Tuesday, February 14, 2012

Time Out For Volkswagen

Volkswagen's double digit growth rates came to a grinding halt in January with the Volkswagen Passenger Cars brand reporting what Volkswagen euphemistically calls "robust delivery figures:" Worldwide, Volkswagen handed over a mere 600 cars more in January 2012 than the 418,600 units it had sold in January 2011, for a teensy rise of 0.1 percent. Basically, Volkswagen is treading water. Why? China.

In the U.S. , Volkswagen Passenger Cars registered a plus of 47.9 percent to 27,200 units. In troubled Europe, Volkswagen sold 0.8 percent more in January to 125,500 units. What rained on the parade was China where the Volkswagen Passenger Car brand registered a decrease of 8.6 percent to 159,900 units. Like all Chinese manufacturers, Volkswagen suffered from the calendar effect that brought the Chinese New Year festival much earlier than last year. Gains elsewhere in the world fell victim to the Chinese January-malaise.

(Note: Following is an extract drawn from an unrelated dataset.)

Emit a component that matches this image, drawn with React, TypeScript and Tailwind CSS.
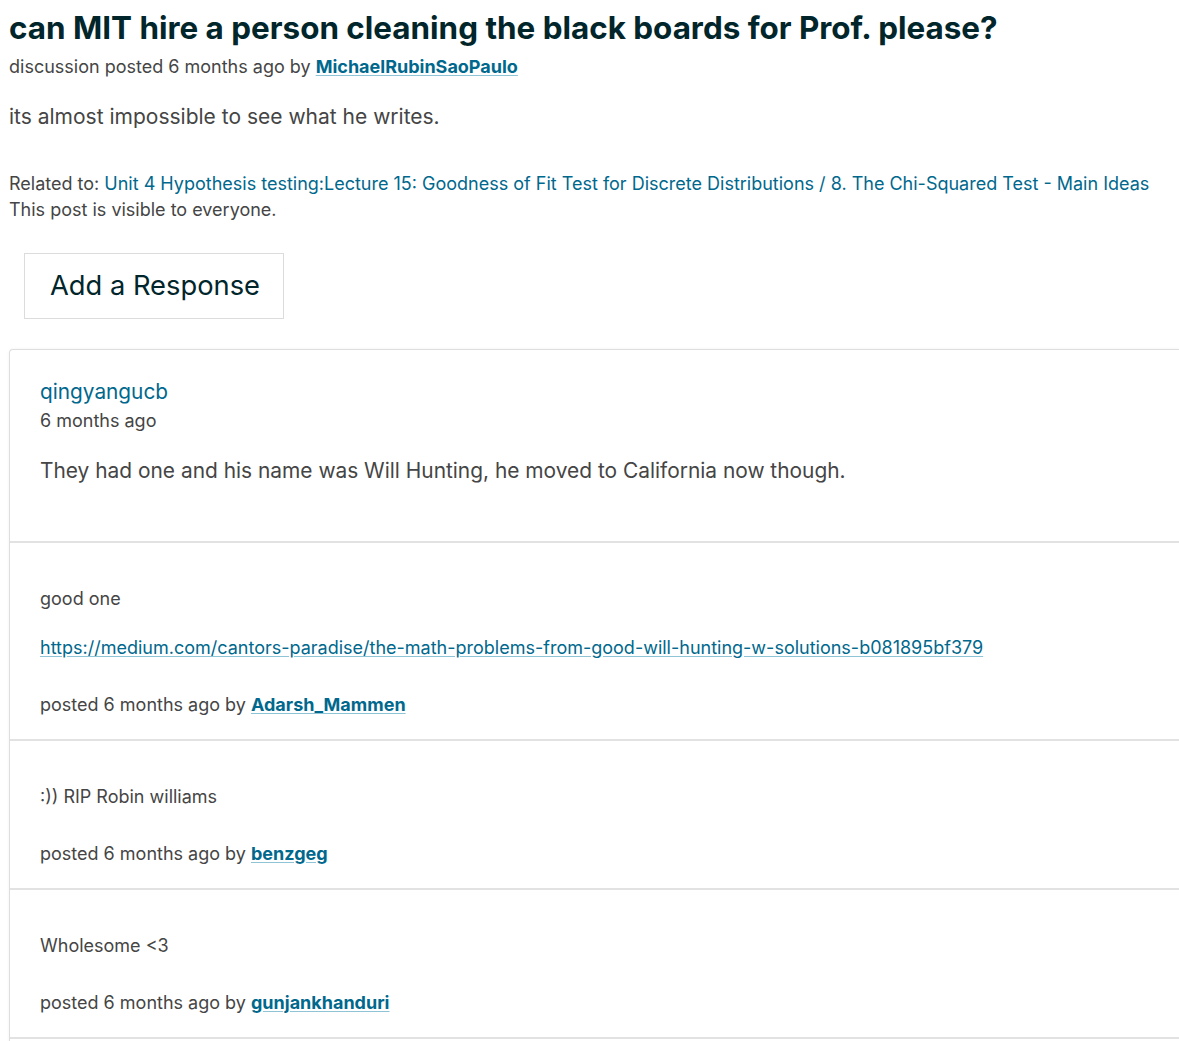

This goes to show how dependent Volkswagen has grown on China, its largest market. Volkswagen shares that fate with GM. GM is looking at an 8 percent loss in China in January. Except that GM also lost 6 percent in the U.S. in January. Europe-wide numbers have not been published yet for January, but Opel lost 9.7 percent in Germany in the month. GM's global losses in January most likely will remain hidden: GM reports only quarterly on global numbers.

Note that Volkswagen reported for the Passenger Car part only. Volkswagen is expected to announce group data within a few days.